Perhaps no player embodies USC’s recent defensive transformation more than sophomore linebacker Dion Bailey. In part, that’s because of his size.
Bailey stands at 6 feet tall and weighs 210 pounds, which is roughly the size of the prototypical wide receiver or defensive back, not the standard linebacker. He’s smaller than most at his position — so small that USC might not have even offered him a scholarship 10 years ago. But he is quick: His motor rarely stops running, and he can cover a lot of ground.
A converted safety, Bailey starkly contrasts some of the Trojans’ recent All-American linebackers, such as Brian Cushing and Rey Maualuga, who were each at least two inches taller and 50 pounds heavier than Bailey.
But Bailey represents the latest trend in college football and at USC: prioritizing speed over size.
“We do that on purpose,” said Scottie Hazelton, the Trojans’ linebackers coach. “We get speed guys in there, because when teams go to the one-back or the spread stuff, you need a guy like that to run outside the box. The days of the big 250-pound linebackers are gone.”
As the season opener on Sept. 1 against Hawai’i nears, USC’s defense has evolved to emphasize speed as a way to stop spread offenses, which are increasingly common throughout the Pac-12 and college football.
The spread is an umbrella term that describes a variety of wide-open offenses that range from the zone-read option installed by Chip Kelly at Oregon to the Air Raid offense triggered under Mike Leach at Washington State.
There are variations, but the unifying principals are these: no huddle, shotgun snap, one running back, no fullback and four or five wide receivers.
The goal, first and foremost, is to spread defenders across the width of the field to give running backs and receivers more space.
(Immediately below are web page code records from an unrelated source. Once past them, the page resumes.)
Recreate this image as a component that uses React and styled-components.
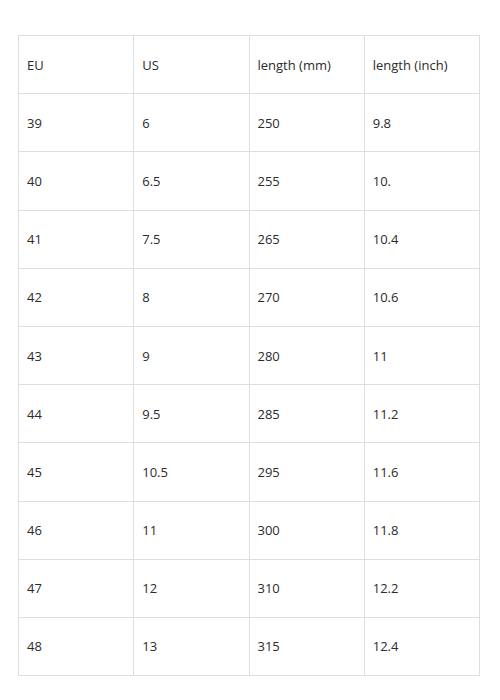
import React from "react";
import styled, { createGlobalStyle } from "styled-components";

const Global = createGlobalStyle`
  body {
    margin: 0;
    background: #fff;
    font-family: "Open Sans", "Liberation Sans", sans-serif;
  }
`;

const Page = styled.div`
  padding: 35px 0 0 18px;
`;

const Table = styled.table`
  width: 462px;
  border-collapse: collapse;
  table-layout: fixed;
  font-size: 13px;
  color: #2b2b2b;
`;

const Cell = styled.td`
  border: 1px solid #dedede;
  height: 57.2px;
  padding: 0 0 0 8px;
  vertical-align: middle;
  text-align: left;
`;

const rows = [
  ["EU", "US", "length (mm)", "length (inch)"],
  ["39", "6", "250", "9.8"],
  ["40", "6.5", "255", "10."],
  ["41", "7.5", "265", "10.4"],
  ["42", "8", "270", "10.6"],
  ["43", "9", "280", "11"],
  ["44", "9.5", "285", "11.2"],
  ["45", "10.5", "295", "11.6"],
  ["46", "11", "300", "11.8"],
  ["47", "12", "310", "12.2"],
  ["48", "13", "315", "12.4"],
];

export default function App() {
  return (
    <>
      <Global />
      <Page>
        <Table>
          <tbody>
            {rows.map((r, i) => (
              <tr key={i}>
                {r.map((c, j) => (
                  <Cell key={j}>{c}</Cell>
                ))}
              </tr>
            ))}
          </tbody>
        </Table>
      </Page>
    </>
  );
}
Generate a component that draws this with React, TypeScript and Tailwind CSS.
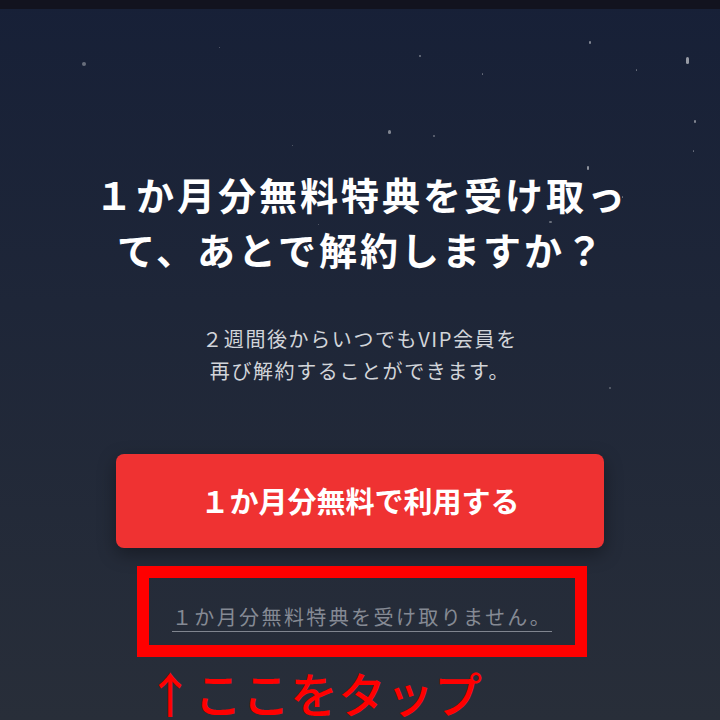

This is why hybrid linebackers in the mold of Bailey are so common nowadays, smaller but more comfortable in pass coverage and closing in to tackle a player in space.
Defenses, especially out west, have adjusted in the hope of slowing down teams that utilize the spread system, most notably Oregon. And it’s easy to grasp why: The Ducks have won three consecutive conference titles while averaging more than 40 points per contest in each of the last two season — the first school in Pac-12 history to do so.
“We’re getting more speed on the field,” Bailey said. “We’re not playing in the SEC, you know, ground and pound. We have to be able to run sideline to sideline. That’s how we’ve built our defense.”
Naturally, the Trojans’ top two strongside linebackers are now converted defensive backs in Bailey and senior Tony Burnett, who moved over during the spring.
“Really, your linebackers are becoming defensive ends, your smaller [defensive] backers are becoming your inside backers and your safeties are becoming outside linebackers,” Hazelton said. “It’s the way of the world.”
Hybrid defenders give schools an advantage in that coaches don’t have to change schemes. They’re not tossing aside playbooks and changing philosophies to combat the spread. They’re targeting different types of athletes.
“You have to recruit differently,” said USC defensive coordinator Ed Orgeron. “More speed. And it’s not just speed. These guys have to make plays in open spaces, because the spread teams’ll create one on ones.”
Initially, teams combated the spread by instituting “Nickel” or “Dime” packages that would bring in an extra defensive back, or two, as in the latter case. This strategy, however, would mean their defenses would be vulnerable against a good running game or a balanced spread team.
So for USC, which has utilized a 4-3 defense for the last decade, four down lineman and three linebackers, it doesn’t need to dramatically switch schemes. It’s just using different players such as Bailey, big enough to inch close to the line of scrimmage and stop a bruising fullback, and quick enough to stay with a speedy wideout 20 yards down field. And it can disguise coverages, too.
But this defensive makeover, so to speak, hasn’t occurred overnight.
Two years ago, USC posted its worst statistical season since 1955, giving up 400 yards per game — a program worst. And through the first five games last fall, that average mark improved by just 20 yards per contest.
“Oh, we were still new to the system,” Bailey said, trying to hold back a grin. “Our first year, we were extremely bad. Our second year, we were just trying to turn it around. We had a lot of new guys. Now, we actually have some experience.”
The Trojans certainly do have some experience with eight returning starters back on defense, including injured senior defensive end Devon Kennard, who tore a pectoral muscle in late July and could miss most of the season. The entire back seven returns, highlighted by preseason candidate for the Thorpe Award as the top defensive back and All-American free safety T.J. McDonald, who chose to forgo the NFL draft and return for his senior season.
And then again, there’s also Bailey, who along with sophomore linebacker Hayes Pullard, who last year led the team in tackles with 81.
“We have all the guys in place,” McDonald said. “We have to keep doing what we’re doing, but I think we’ll be that shutdown defense that everybody is asking for.”